→ DATASET EXTRACT
-------------------------

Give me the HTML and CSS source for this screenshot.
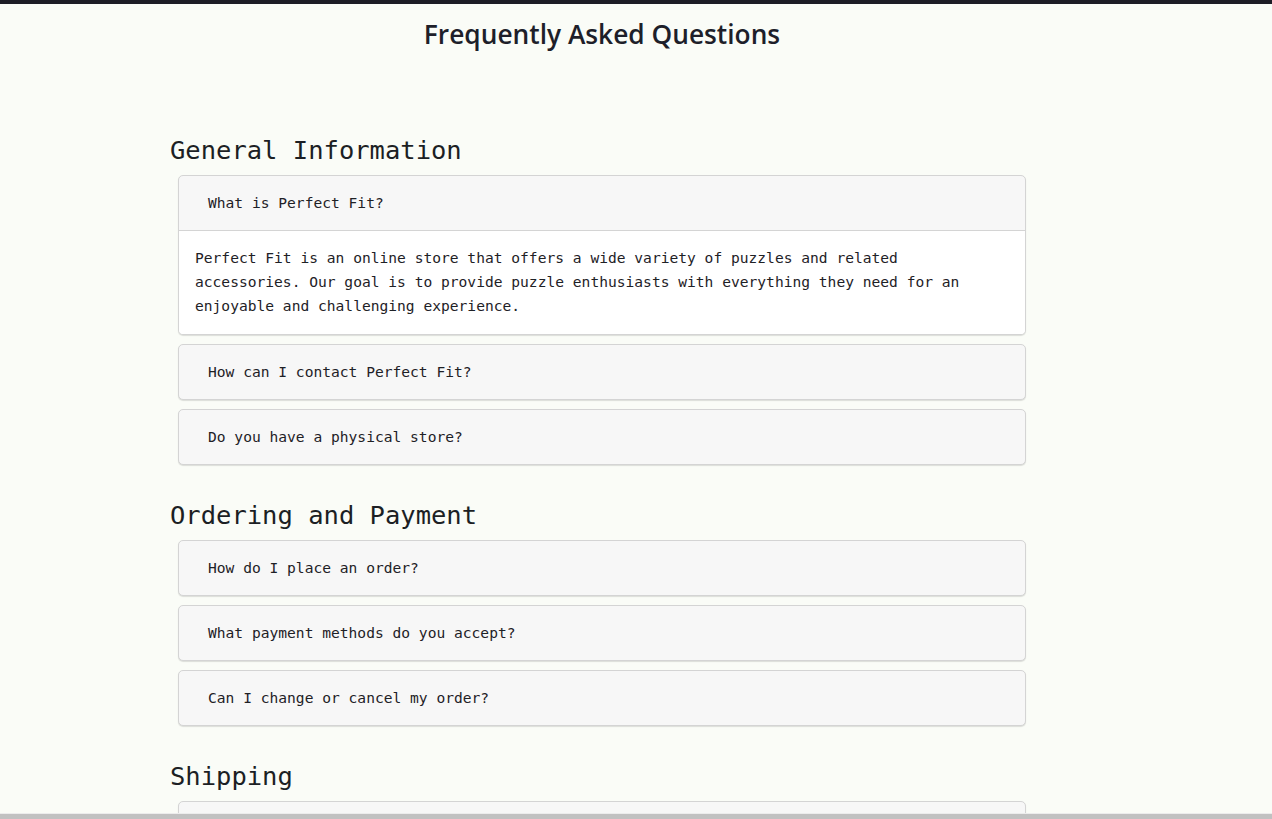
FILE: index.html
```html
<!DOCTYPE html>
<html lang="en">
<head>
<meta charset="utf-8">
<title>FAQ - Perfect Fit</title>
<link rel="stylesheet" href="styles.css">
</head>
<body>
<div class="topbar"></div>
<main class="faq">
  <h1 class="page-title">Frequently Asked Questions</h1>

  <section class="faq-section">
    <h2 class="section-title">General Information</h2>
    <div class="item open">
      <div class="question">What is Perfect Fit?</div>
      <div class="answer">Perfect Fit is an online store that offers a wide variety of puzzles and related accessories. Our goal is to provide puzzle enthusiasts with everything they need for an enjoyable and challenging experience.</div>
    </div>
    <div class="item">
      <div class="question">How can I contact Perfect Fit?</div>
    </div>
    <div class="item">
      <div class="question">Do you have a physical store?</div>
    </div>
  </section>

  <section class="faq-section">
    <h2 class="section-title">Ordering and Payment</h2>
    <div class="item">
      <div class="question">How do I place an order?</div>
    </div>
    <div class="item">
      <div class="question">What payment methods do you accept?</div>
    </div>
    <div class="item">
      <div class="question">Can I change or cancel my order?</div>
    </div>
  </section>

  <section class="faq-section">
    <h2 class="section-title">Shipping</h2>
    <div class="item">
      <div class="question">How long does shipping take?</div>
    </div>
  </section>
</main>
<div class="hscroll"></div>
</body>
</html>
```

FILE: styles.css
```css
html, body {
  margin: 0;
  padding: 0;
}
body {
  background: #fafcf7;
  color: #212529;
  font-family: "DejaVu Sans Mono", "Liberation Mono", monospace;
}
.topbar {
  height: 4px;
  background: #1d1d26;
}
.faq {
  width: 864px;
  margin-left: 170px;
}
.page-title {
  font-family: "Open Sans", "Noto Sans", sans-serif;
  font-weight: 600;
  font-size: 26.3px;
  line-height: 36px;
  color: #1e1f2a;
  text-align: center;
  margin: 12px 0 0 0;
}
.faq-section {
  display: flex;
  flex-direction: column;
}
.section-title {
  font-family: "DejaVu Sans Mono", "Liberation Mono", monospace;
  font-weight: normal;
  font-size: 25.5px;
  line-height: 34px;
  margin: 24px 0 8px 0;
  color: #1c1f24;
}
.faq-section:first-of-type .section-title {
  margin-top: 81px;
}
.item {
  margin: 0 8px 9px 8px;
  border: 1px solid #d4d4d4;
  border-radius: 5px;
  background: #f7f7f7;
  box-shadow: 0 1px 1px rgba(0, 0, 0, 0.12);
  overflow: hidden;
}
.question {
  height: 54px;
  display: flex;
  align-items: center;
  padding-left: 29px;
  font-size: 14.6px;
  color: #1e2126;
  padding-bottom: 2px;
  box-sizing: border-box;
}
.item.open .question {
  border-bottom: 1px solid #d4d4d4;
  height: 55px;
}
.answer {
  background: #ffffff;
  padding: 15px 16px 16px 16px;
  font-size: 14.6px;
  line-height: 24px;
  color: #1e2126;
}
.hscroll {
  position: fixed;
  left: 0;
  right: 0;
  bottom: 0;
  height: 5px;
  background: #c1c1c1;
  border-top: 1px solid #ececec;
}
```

-------------------------

→ STATED EXERCISE
Quote the preceding listing precisely and completely, omitting its images.

→ OUTPUT BELOW
Give me the HTML and CSS source for this screenshot.
FILE: index.html
```html
<!DOCTYPE html>
<html lang="en">
<head>
<meta charset="utf-8">
<title>FAQ - Perfect Fit</title>
<link rel="stylesheet" href="styles.css">
</head>
<body>
<div class="topbar"></div>
<main class="faq">
  <h1 class="page-title">Frequently Asked Questions</h1>

  <section class="faq-section">
    <h2 class="section-title">General Information</h2>
    <div class="item open">
      <div class="question">What is Perfect Fit?</div>
      <div class="answer">Perfect Fit is an online store that offers a wide variety of puzzles and related accessories. Our goal is to provide puzzle enthusiasts with everything they need for an enjoyable and challenging experience.</div>
    </div>
    <div class="item">
      <div class="question">How can I contact Perfect Fit?</div>
    </div>
    <div class="item">
      <div class="question">Do you have a physical store?</div>
    </div>
  </section>

  <section class="faq-section">
    <h2 class="section-title">Ordering and Payment</h2>
    <div class="item">
      <div class="question">How do I place an order?</div>
    </div>
    <div class="item">
      <div class="question">What payment methods do you accept?</div>
    </div>
    <div class="item">
      <div class="question">Can I change or cancel my order?</div>
    </div>
  </section>

  <section class="faq-section">
    <h2 class="section-title">Shipping</h2>
    <div class="item">
      <div class="question">How long does shipping take?</div>
    </div>
  </section>
</main>
<div class="hscroll"></div>
</body>
</html>
```

FILE: styles.css
```css
html, body {
  margin: 0;
  padding: 0;
}
body {
  background: #fafcf7;
  color: #212529;
  font-family: "DejaVu Sans Mono", "Liberation Mono", monospace;
}
.topbar {
  height: 4px;
  background: #1d1d26;
}
.faq {
  width: 864px;
  margin-left: 170px;
}
.page-title {
  font-family: "Open Sans", "Noto Sans", sans-serif;
  font-weight: 600;
  font-size: 26.3px;
  line-height: 36px;
  color: #1e1f2a;
  text-align: center;
  margin: 12px 0 0 0;
}
.faq-section {
  display: flex;
  flex-direction: column;
}
.section-title {
  font-family: "DejaVu Sans Mono", "Liberation Mono", monospace;
  font-weight: normal;
  font-size: 25.5px;
  line-height: 34px;
  margin: 24px 0 8px 0;
  color: #1c1f24;
}
.faq-section:first-of-type .section-title {
  margin-top: 81px;
}
.item {
  margin: 0 8px 9px 8px;
  border: 1px solid #d4d4d4;
  border-radius: 5px;
  background: #f7f7f7;
  box-shadow: 0 1px 1px rgba(0, 0, 0, 0.12);
  overflow: hidden;
}
.question {
  height: 54px;
  display: flex;
  align-items: center;
  padding-left: 29px;
  font-size: 14.6px;
  color: #1e2126;
  padding-bottom: 2px;
  box-sizing: border-box;
}
.item.open .question {
  border-bottom: 1px solid #d4d4d4;
  height: 55px;
}
.answer {
  background: #ffffff;
  padding: 15px 16px 16px 16px;
  font-size: 14.6px;
  line-height: 24px;
  color: #1e2126;
}
.hscroll {
  position: fixed;
  left: 0;
  right: 0;
  bottom: 0;
  height: 5px;
  background: #c1c1c1;
  border-top: 1px solid #ececec;
}
```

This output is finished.